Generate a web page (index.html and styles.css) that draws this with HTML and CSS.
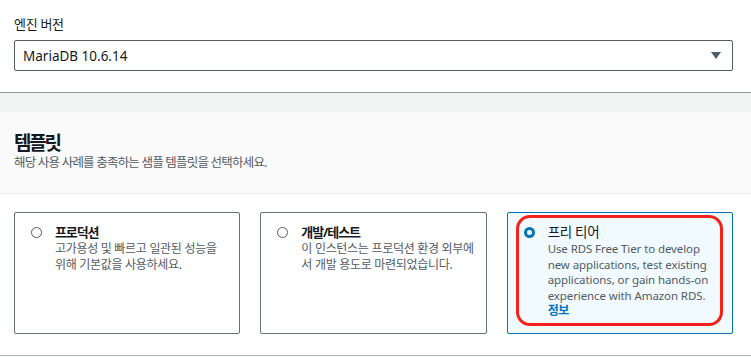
FILE: index.html
```html
<!DOCTYPE html>
<html lang="ko">
<head>
    <meta charset="UTF-8">
    <meta name="viewport" content="width=device-width, initial-scale=1.0">
    <title>템플릿</title>
    <link rel="stylesheet" href="styles.css">
</head>
<body>
    <div class="field">
        <div class="field_label">엔진 버전</div>
        <div class="select">
            <span class="select_value">MariaDB 10.6.14</span>
            <svg class="caret" width="10" height="8" viewBox="0 0 10 8"><polygon points="0,0 10,0 5,7" /></svg>
        </div>
    </div>

    <div class="band"></div>

    <div class="tpl_head">
        <h2 class="tpl_title">템플릿</h2>
        <p class="tpl_desc">해당 사용 사례를 충족하는 샘플 템플릿을 선택하세요.</p>
    </div>

    <div class="tiles">
        <label class="tile">
            <span class="radio"></span>
            <span class="tile_body">
                <span class="tile_title">프로덕션</span>
                <span class="tile_desc">고가용성 및 빠르고 일관된 성능을 위해 기본값을 사용하세요.</span>
            </span>
        </label>
        <label class="tile">
            <span class="radio"></span>
            <span class="tile_body">
                <span class="tile_title">개발/테스트</span>
                <span class="tile_desc">이 인스턴스는 프로덕션 환경 외부에서 개발 용도로 마련되었습니다.</span>
            </span>
        </label>
        <label class="tile on">
            <span class="radio"></span>
            <span class="tile_body">
                <span class="tile_title">프리 티어</span>
                <span class="tile_desc en">Use RDS Free Tier to develop new applications, test existing applications, or gain hands-on experience with Amazon RDS.</span>
                <a class="info" href="#">정보</a>
            </span>
            <span class="mark"></span>
        </label>
    </div>
</body>
</html>
```

FILE: styles.css
```css
*{
    margin: 0;
    padding: 0;
    box-sizing: border-box;
}
body{
    width: 751px;
    font-family: "Noto Sans", "Noto Sans CJK KR", sans-serif;
    color: #16191f;
    background: #fff;
}
a{
    text-decoration: none;
}

/* 엔진 버전 */
.field{
    padding: 14px 18px 21px 14px;
    border-bottom: 1px solid #879596;
}
.field_label{
    font-size: 13px;
    line-height: 20px;
    letter-spacing: -0.3px;
}
.select{
    display: flex;
    align-items: center;
    justify-content: space-between;
    height: 31px;
    margin-top: 6px;
    padding: 0 11px 0 8px;
    border: 1px solid #545b64;
    border-radius: 2px;
}
.select_value{
    font-size: 13.5px;
}
.caret{
    fill: #545b64;
}

.band{
    height: 19px;
    background: #f2f3f3;
}

/* 템플릿 */
.tpl_head{
    padding: 20px 14px 22px;
    background: #fafafa;
    border-bottom: 1px solid #eaeded;
}
.tpl_title{
    font-size: 19px;
    line-height: 22px;
    letter-spacing: -2.2px;
    font-weight: bold;
}
.tpl_desc{
    margin-top: 1px;
    font-size: 12.5px;
    line-height: 16px;
    letter-spacing: -0.8px;
    color: #545b64;
}

.tiles{
    display: grid;
    grid-template-columns: repeat(3, 1fr);
    gap: 20px;
    padding: 18px 18px 21px 14px;
    border-bottom: 1px solid #aab7b8;
}
.tile{
    display: flex;
    gap: 13px;
    height: 122px;
    padding: 10px 11px 10px 16px;
    border: 1px solid #687078;
    border-radius: 2px;
}
.radio{
    flex: none;
    width: 11px;
    height: 11px;
    margin-top: 3.5px;
    border: 1.3px solid #545b64;
    border-radius: 50%;
    background: #fff;
}
.tile_body{
    display: flex;
    flex-direction: column;
}
.tile_title{
    font-size: 13px;
    line-height: 18px;
    font-weight: bold;
    letter-spacing: -1.1px;
}
.tile_desc{
    font-size: 12px;
    line-height: 15.5px;
    letter-spacing: -0.3px;
    color: #545b64;
}
.tile_desc.en{
    font-size: 11.5px;
    letter-spacing: -0.1px;
}
.info{
    font-size: 12px;
    line-height: 15.5px;
    font-weight: bold;
    letter-spacing: -0.5px;
    color: #0073bb;
}

/* 선택된 타일 */
.tile.on{
    position: relative;
    border-color: #0073bb;
    background: #f1faff;
}
.tile.on .radio{
    border: 3.5px solid #0073bb;
}
.tile.on .tile_title{
    font-size: 13.5px;
    font-weight: normal;
    letter-spacing: -0.3px;
}
.mark{
    position: absolute;
    top: 2px;
    left: 8px;
    right: 9px;
    bottom: 7px;
    border: 3px solid #f5211b;
    border-radius: 14px;
    pointer-events: none;
}
```
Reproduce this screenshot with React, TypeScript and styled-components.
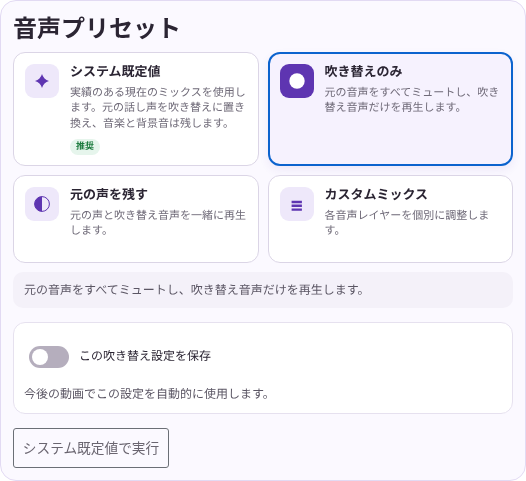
import styled, { createGlobalStyle } from "styled-components";

const GlobalStyle = createGlobalStyle`
    html, body {
        margin: 0;
        padding: 0;
        background: #ffffff;
    }
    * {
        box-sizing: border-box;
    }
`

type PresetProps = {
    icon: React.ReactNode;
    title: string;
    text: string;
    badge?: string;
    active?: boolean;
}

const Preset = ({icon, title, text, badge, active}: PresetProps) => {
    return (
        <PresetCard $active={active}>
            <IconTile $active={active}>{icon}</IconTile>
            <PresetBody>
                <PresetTitle>{title}</PresetTitle>
                <PresetText>{text}</PresetText>
                {badge && <Badge>{badge}</Badge>}
            </PresetBody>
        </PresetCard>
    );
};

const App = () => {
    return (
        <>
            <GlobalStyle/>
            <Panel lang="ja">
                <Heading>音声プリセット</Heading>
                <PresetGrid>
                    <Preset
                        icon={<Glyph $size={14} viewBox="0 0 14 14"><path d="M7 0 Q8.6 5.4 14 7 Q8.6 8.6 7 14 Q5.4 8.6 0 7 Q5.4 5.4 7 0 Z" fill="#5e35b1"/></Glyph>}
                        title="システム既定値"
                        text="実績のある現在のミックスを使用します。元の話し声を吹き替えに置き換え、音楽と背景音は残します。"
                        badge="推奨"
                    />
                    <Preset
                        active
                        icon={<Glyph $size={16} viewBox="0 0 16 16"><circle cx="8" cy="8" r="7.7" fill="#ffffff"/></Glyph>}
                        title="吹き替えのみ"
                        text="元の音声をすべてミュートし、吹き替え音声だけを再生します。"
                    />
                    <Preset
                        icon={<Glyph $size={16} viewBox="0 0 16 16"><circle cx="8" cy="8" r="7.4" fill="none" stroke="#5e35b1" strokeWidth="1"/><path d="M8 0.6 A7.4 7.4 0 0 0 8 15.4 Z" fill="#5e35b1"/></Glyph>}
                        title="元の声を残す"
                        text="元の声と吹き替え音声を一緒に再生します。"
                    />
                    <Preset
                        icon={<Glyph $size={14} viewBox="0 0 14 14"><path d="M1.6 3.8 H11.9 V6.2 H1.6 Z M1.6 7.6 H11.9 V10 H1.6 Z M1.6 11.4 H11.9 V13.8 H1.6 Z" fill="#5e35b1"/></Glyph>}
                        title="カスタムミックス"
                        text="各音声レイヤーを個別に調整します。"
                    />
                </PresetGrid>
                <InfoNote>元の音声をすべてミュートし、吹き替え音声だけを再生します。</InfoNote>
                <SaveCard>
                    <ToggleRow>
                        <Toggle><ToggleKnob/></Toggle>
                        <ToggleLabel>この吹き替え設定を保存</ToggleLabel>
                    </ToggleRow>
                    <SaveHint>今後の動画でこの設定を自動的に使用します。</SaveHint>
                </SaveCard>
                <RunButton>システム既定値で実行</RunButton>
            </Panel>
        </>
    );
};

export default App;

const Panel = styled.div`
    width: 526px;
    height: 481px;
    padding: 12px;
    display: flex;
    flex-direction: column;
    align-items: stretch;
    background: #fbf9ff;
    border: 1px solid #e2daf3;
    border-radius: 16px;
    font-family: Inter, "Noto Sans CJK JP", sans-serif;
    text-rendering: geometricPrecision;
    will-change: transform;
    color: #2b2533;
`

const Heading = styled.h2`
    margin: 0 0 9px;
    height: 30px;
    font-size: 24px;
    line-height: 32px;
    font-weight: 700;
    color: #2b2533;
`

const PresetGrid = styled.div`
    display: grid;
    grid-template-columns: 1fr 1fr;
    grid-template-rows: 114px 88px;
    gap: 9px;
`

const PresetCard = styled.div<{ $active?: boolean }>`
    display: flex;
    align-items: flex-start;
    gap: 11px;
    padding: ${({$active}) => $active ? "10px" : "11px"};
    border-radius: 12px;
    background: ${({$active}) => $active ? "#f6f2fe" : "#ffffff"};
    border: ${({$active}) => $active ? "2px solid #0b63ce" : "1px solid #dbd5e6"};
    box-shadow: ${({$active}) => $active ? "0 4px 10px rgba(94, 53, 177, 0.08)" : "none"};
`

const IconTile = styled.div<{ $active?: boolean }>`
    flex: none;
    width: 34px;
    height: 34px;
    display: flex;
    align-items: center;
    justify-content: center;
    border-radius: 9px;
    background: ${({$active}) => $active ? "#5e35b1" : "#eee8fa"};
`

const Glyph = styled.svg<{ $size: number }>`
    width: ${({$size}) => $size}px;
    height: ${({$size}) => $size}px;
    display: block;
`

const PresetBody = styled.div`
    flex: 1;
    min-width: 0;
`

const PresetTitle = styled.div`
    font-size: 13px;
    line-height: 16px;
    font-weight: 700;
    color: #2b2533;
`

const PresetText = styled.div`
    margin-top: 5px;
    font-size: 11px;
    line-height: 15.4px;
    color: #6f6a78;
`

const Badge = styled.span`
    display: inline-block;
    margin-top: 8px;
    padding: 0 6px;
    height: 16px;
    border-radius: 8px;
    font-size: 9px;
    line-height: 16px;
    font-weight: 700;
    color: #1b7a3d;
    background: #e6f5ec;
`

const InfoNote = styled.div`
    margin-top: 9px;
    height: 36px;
    padding: 0 11px 2px;
    display: flex;
    align-items: center;
    border-radius: 10px;
    background: #f4f1f9;
    font-size: 12px;
    color: #5b5664;
`

const SaveCard = styled.div`
    margin-top: 14px;
    height: 92px;
    padding: 0 10px;
    display: flex;
    flex-direction: column;
    background: #ffffff;
    border: 1px solid #e6e1ef;
    border-radius: 12px;
`

const ToggleRow = styled.div`
    display: flex;
    align-items: center;
    gap: 10px;
    height: 22px;
    margin: 23px 0 0 5px;
`

const Toggle = styled.div`
    position: relative;
    width: 40px;
    height: 22px;
    border-radius: 11px;
    background: #b5aebd;
`

const ToggleKnob = styled.div`
    position: absolute;
    top: 3px;
    left: 3px;
    width: 16px;
    height: 16px;
    border-radius: 50%;
    background: #ffffff;
`

const ToggleLabel = styled.span`
    font-size: 12px;
    line-height: 18px;
    margin-bottom: 3px;
    color: #2b2533;
`

const SaveHint = styled.div`
    margin-top: 18px;
    font-size: 12px;
    line-height: 16px;
    color: #5b5664;
`

const RunButton = styled.button`
    align-self: flex-start;
    margin-top: 14px;
    width: 156px;
    height: 40px;
    padding: 0 0 2px;
    background: transparent;
    border: 1px solid #6b6f76;
    border-radius: 3px;
    font-family: inherit;
    font-size: 13.7px;
    color: #6a6570;
`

━━━━━━━━━━━━━━━━━━━━━━━━━━━━━━

_PROBLEM TO WORK ON_.
Look through the entries above for the word "index". Copy every line where it shows up.

_SOLVED EXERCISE_.
Generate a web page (index.html and styles.css) that draws this with HTML and CSS.
FILE: index.html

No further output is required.